___ Excerpted records
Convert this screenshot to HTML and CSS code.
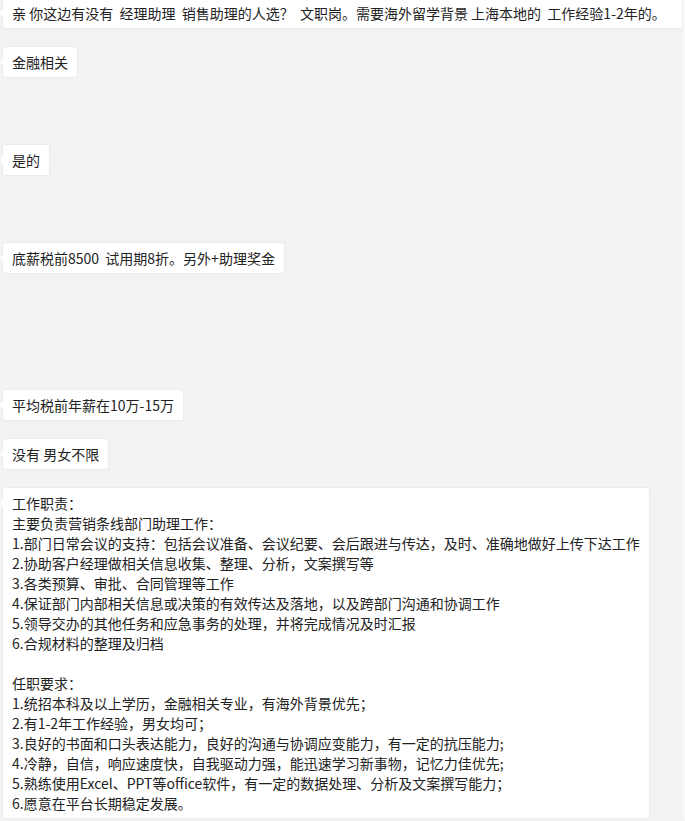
FILE: index.html
```html
<!DOCTYPE html>
<html>
<head>
    <title>聊天记录</title>
    <link rel="stylesheet" href="styles.css">
</head>
<body>
<div class="chat">
    <div class="bubble wide">亲 你这边有没有  经理助理  销售助理的人选？  文职岗。需要海外留学背景 上海本地的  工作经验1-2年的。</div>
    <div class="bubble gap-s">金融相关</div>
    <div class="bubble gap-m">是的</div>
    <div class="bubble gap-m">底薪税前8500  试用期8折。另外+助理奖金</div>
    <div class="bubble gap-l">平均税前年薪在10万-15万</div>
    <div class="bubble gap-s">没有 男女不限</div>
    <div class="bubble gap-s">工作职责：
主要负责营销条线部门助理工作：
1.部门日常会议的支持：包括会议准备、会议纪要、会后跟进与传达，及时、准确地做好上传下达工作
2.协助客户经理做相关信息收集、整理、分析，文案撰写等
3.各类预算、审批、合同管理等工作
4.保证部门内部相关信息或决策的有效传达及落地，以及跨部门沟通和协调工作
5.领导交办的其他任务和应急事务的处理，并将完成情况及时汇报
6.合规材料的整理及归档

任职要求：
1.统招本科及以上学历，金融相关专业，有海外背景优先；
2.有1-2年工作经验，男女均可；
3.良好的书面和口头表达能力，良好的沟通与协调应变能力，有一定的抗压能力;
4.冷静，自信，响应速度快，自我驱动力强，能迅速学习新事物，记忆力佳优先;
5.熟练使用Excel、PPT等office软件，有一定的数据处理、分析及文案撰写能力；
6.愿意在平台长期稳定发展。</div>
</div>
</body>
</html>
```

FILE: styles.css
```css
body {
    margin: 0;
    padding: 0;
    background-color: #f3f3f3;
    border-right: 2px solid #f8f8f8;
    font-family: "Microsoft YaHei", "Noto Sans CJK SC", sans-serif;
    font-size: 14px;
    color: #222;
    overflow: hidden;
}
.chat {
    display: flex;
    flex-direction: column;
    align-items: flex-start;
    padding: 0 0 0 2px;
    margin-top: -3px;
}
.bubble {
    position: relative;
    background: #ffffff;
    border: 1px solid #ebebeb;
    border-radius: 3px;
    padding: 5px 9px 5px 9px;
    line-height: 20px;
    white-space: pre-wrap;
}
.bubble::before {
    content: "";
    position: absolute;
    left: -3px;
    top: 11px;
    border-top: 4px solid transparent;
    border-bottom: 4px solid transparent;
    border-right: 3px solid #ffffff;
}
.bubble.wide {
    align-self: stretch;
}
.gap-s {
    margin-top: 17px;
}
.gap-m {
    margin-top: 66px;
}
.gap-l {
    margin-top: 115px;
}
```
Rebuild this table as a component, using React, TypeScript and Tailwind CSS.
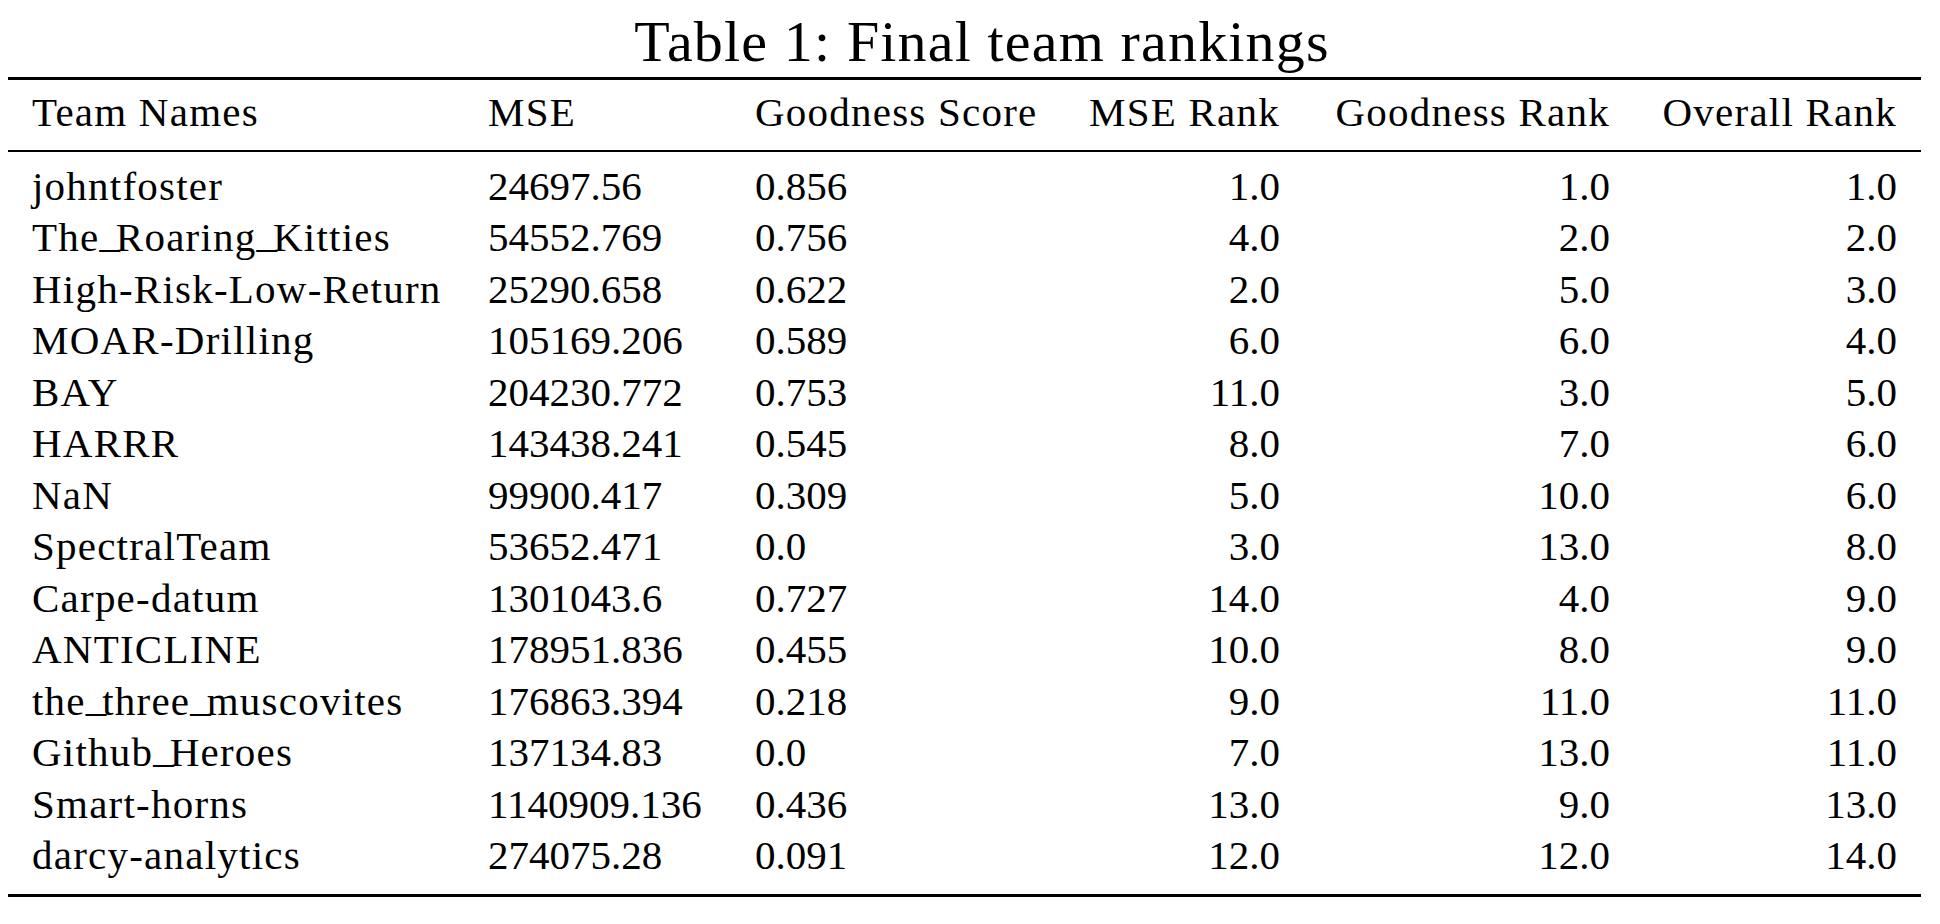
const rows: [string, string, string, string, string, string][] = [
  ['johntfoster', '24697.56', '0.856', '1.0', '1.0', '1.0'],
  ['The_Roaring_Kitties', '54552.769', '0.756', '4.0', '2.0', '2.0'],
  ['High-Risk-Low-Return', '25290.658', '0.622', '2.0', '5.0', '3.0'],
  ['MOAR-Drilling', '105169.206', '0.589', '6.0', '6.0', '4.0'],
  ['BAY', '204230.772', '0.753', '11.0', '3.0', '5.0'],
  ['HARRR', '143438.241', '0.545', '8.0', '7.0', '6.0'],
  ['NaN', '99900.417', '0.309', '5.0', '10.0', '6.0'],
  ['SpectralTeam', '53652.471', '0.0', '3.0', '13.0', '8.0'],
  ['Carpe-datum', '1301043.6', '0.727', '14.0', '4.0', '9.0'],
  ['ANTICLINE', '178951.836', '0.455', '10.0', '8.0', '9.0'],
  ['the_three_muscovites', '176863.394', '0.218', '9.0', '11.0', '11.0'],
  ['Github_Heroes', '137134.83', '0.0', '7.0', '13.0', '11.0'],
  ['Smart-horns', '1140909.136', '0.436', '13.0', '9.0', '13.0'],
  ['darcy-analytics', '274075.28', '0.091', '12.0', '12.0', '14.0'],
];

const grid = 'grid grid-cols-[456px_267px_329px_244px_330px_287px] leading-[51.5px]';

// LaTeX's \_ sits on the baseline, so lift the underscore a little
function TeamName({ name }: { name: string }) {
  const parts = name.split('_');
  return (
    <>
      {parts.map((p, i) => (
        <span key={i}>
          {i > 0 && <span className="relative top-[-4px] tracking-[-0.1em]">_</span>}
          {p}
        </span>
      ))}
    </>
  );
}

export default function App() {
  return (
    <div className="w-[1940px] h-[924px] bg-white text-black font-['Liberation_Serif',serif] overflow-hidden">
      <div className="pl-[24px] pt-[13px] text-center text-[58px] leading-[58px] tracking-[0.02em]">
        Table 1: Final team rankings
      </div>

      <div className="ml-[8px] mt-[6px] w-[1913px] border-t-[3px] border-b-[3px] border-black text-[41px] pb-[12px]">
        <div className={`${grid} pt-[7px] pb-[11px] border-b-2 border-black tracking-[0.03em]`}>
          <div className="px-[24px]">Team Names</div>
          <div className="px-[24px]">MSE</div>
          <div className="px-[24px] whitespace-nowrap">Goodness Score</div>
          <div className="px-[24px] text-right whitespace-nowrap">MSE Rank</div>
          <div className="px-[24px] text-right whitespace-nowrap">Goodness Rank</div>
          <div className="px-[24px] text-right whitespace-nowrap">Overall Rank</div>
        </div>

        <div className="pt-[9px]">
          {rows.map((r) => (
            <div key={r[0]} className={grid}>
              <div className="px-[24px] whitespace-nowrap tracking-[0.03em]">
                <TeamName name={r[0]} />
              </div>
              <div className="px-[24px]">{r[1]}</div>
              <div className="px-[24px]">{r[2]}</div>
              <div className="px-[24px] text-right">{r[3]}</div>
              <div className="px-[24px] text-right">{r[4]}</div>
              <div className="px-[24px] text-right">{r[5]}</div>
            </div>
          ))}
        </div>
      </div>
    </div>
  );
}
______
Reproduce the entries above exactly. Do not include the images.

Convert this screenshot to HTML and CSS code.
FILE: index.html
```html
<!DOCTYPE html>
<html>
<head>
    <title>聊天记录</title>
    <link rel="stylesheet" href="styles.css">
</head>
<body>
<div class="chat">
    <div class="bubble wide">亲 你这边有没有  经理助理  销售助理的人选？  文职岗。需要海外留学背景 上海本地的  工作经验1-2年的。</div>
    <div class="bubble gap-s">金融相关</div>
    <div class="bubble gap-m">是的</div>
    <div class="bubble gap-m">底薪税前8500  试用期8折。另外+助理奖金</div>
    <div class="bubble gap-l">平均税前年薪在10万-15万</div>
    <div class="bubble gap-s">没有 男女不限</div>
    <div class="bubble gap-s">工作职责：
主要负责营销条线部门助理工作：
1.部门日常会议的支持：包括会议准备、会议纪要、会后跟进与传达，及时、准确地做好上传下达工作
2.协助客户经理做相关信息收集、整理、分析，文案撰写等
3.各类预算、审批、合同管理等工作
4.保证部门内部相关信息或决策的有效传达及落地，以及跨部门沟通和协调工作
5.领导交办的其他任务和应急事务的处理，并将完成情况及时汇报
6.合规材料的整理及归档

任职要求：
1.统招本科及以上学历，金融相关专业，有海外背景优先；
2.有1-2年工作经验，男女均可；
3.良好的书面和口头表达能力，良好的沟通与协调应变能力，有一定的抗压能力;
4.冷静，自信，响应速度快，自我驱动力强，能迅速学习新事物，记忆力佳优先;
5.熟练使用Excel、PPT等office软件，有一定的数据处理、分析及文案撰写能力；
6.愿意在平台长期稳定发展。</div>
</div>
</body>
</html>
```

FILE: styles.css
```css
body {
    margin: 0;
    padding: 0;
    background-color: #f3f3f3;
    border-right: 2px solid #f8f8f8;
    font-family: "Microsoft YaHei", "Noto Sans CJK SC", sans-serif;
    font-size: 14px;
    color: #222;
    overflow: hidden;
}
.chat {
    display: flex;
    flex-direction: column;
    align-items: flex-start;
    padding: 0 0 0 2px;
    margin-top: -3px;
}
.bubble {
    position: relative;
    background: #ffffff;
    border: 1px solid #ebebeb;
    border-radius: 3px;
    padding: 5px 9px 5px 9px;
    line-height: 20px;
    white-space: pre-wrap;
}
.bubble::before {
    content: "";
    position: absolute;
    left: -3px;
    top: 11px;
    border-top: 4px solid transparent;
    border-bottom: 4px solid transparent;
    border-right: 3px solid #ffffff;
}
.bubble.wide {
    align-self: stretch;
}
.gap-s {
    margin-top: 17px;
}
.gap-m {
    margin-top: 66px;
}
.gap-l {
    margin-top: 115px;
}
```
Rebuild this table as a component, using React, TypeScript and Tailwind CSS.
const rows: [string, string, string, string, string, string][] = [
  ['johntfoster', '24697.56', '0.856', '1.0', '1.0', '1.0'],
  ['The_Roaring_Kitties', '54552.769', '0.756', '4.0', '2.0', '2.0'],
  ['High-Risk-Low-Return', '25290.658', '0.622', '2.0', '5.0', '3.0'],
  ['MOAR-Drilling', '105169.206', '0.589', '6.0', '6.0', '4.0'],
  ['BAY', '204230.772', '0.753', '11.0', '3.0', '5.0'],
  ['HARRR', '143438.241', '0.545', '8.0', '7.0', '6.0'],
  ['NaN', '99900.417', '0.309', '5.0', '10.0', '6.0'],
  ['SpectralTeam', '53652.471', '0.0', '3.0', '13.0', '8.0'],
  ['Carpe-datum', '1301043.6', '0.727', '14.0', '4.0', '9.0'],
  ['ANTICLINE', '178951.836', '0.455', '10.0', '8.0', '9.0'],
  ['the_three_muscovites', '176863.394', '0.218', '9.0', '11.0', '11.0'],
  ['Github_Heroes', '137134.83', '0.0', '7.0', '13.0', '11.0'],
  ['Smart-horns', '1140909.136', '0.436', '13.0', '9.0', '13.0'],
  ['darcy-analytics', '274075.28', '0.091', '12.0', '12.0', '14.0'],
];

const grid = 'grid grid-cols-[456px_267px_329px_244px_330px_287px] leading-[51.5px]';

// LaTeX's \_ sits on the baseline, so lift the underscore a little
function TeamName({ name }: { name: string }) {
  const parts = name.split('_');
  return (
    <>
      {parts.map((p, i) => (
        <span key={i}>
          {i > 0 && <span className="relative top-[-4px] tracking-[-0.1em]">_</span>}
          {p}
        </span>
      ))}
    </>
  );
}

export default function App() {
  return (
    <div className="w-[1940px] h-[924px] bg-white text-black font-['Liberation_Serif',serif] overflow-hidden">
      <div className="pl-[24px] pt-[13px] text-center text-[58px] leading-[58px] tracking-[0.02em]">
        Table 1: Final team rankings
      </div>

      <div className="ml-[8px] mt-[6px] w-[1913px] border-t-[3px] border-b-[3px] border-black text-[41px] pb-[12px]">
        <div className={`${grid} pt-[7px] pb-[11px] border-b-2 border-black tracking-[0.03em]`}>
          <div className="px-[24px]">Team Names</div>
          <div className="px-[24px]">MSE</div>
          <div className="px-[24px] whitespace-nowrap">Goodness Score</div>
          <div className="px-[24px] text-right whitespace-nowrap">MSE Rank</div>
          <div className="px-[24px] text-right whitespace-nowrap">Goodness Rank</div>
          <div className="px-[24px] text-right whitespace-nowrap">Overall Rank</div>
        </div>

        <div className="pt-[9px]">
          {rows.map((r) => (
            <div key={r[0]} className={grid}>
              <div className="px-[24px] whitespace-nowrap tracking-[0.03em]">
                <TeamName name={r[0]} />
              </div>
              <div className="px-[24px]">{r[1]}</div>
              <div className="px-[24px]">{r[2]}</div>
              <div className="px-[24px] text-right">{r[3]}</div>
              <div className="px-[24px] text-right">{r[4]}</div>
              <div className="px-[24px] text-right">{r[5]}</div>
            </div>
          ))}
        </div>
      </div>
    </div>
  );
}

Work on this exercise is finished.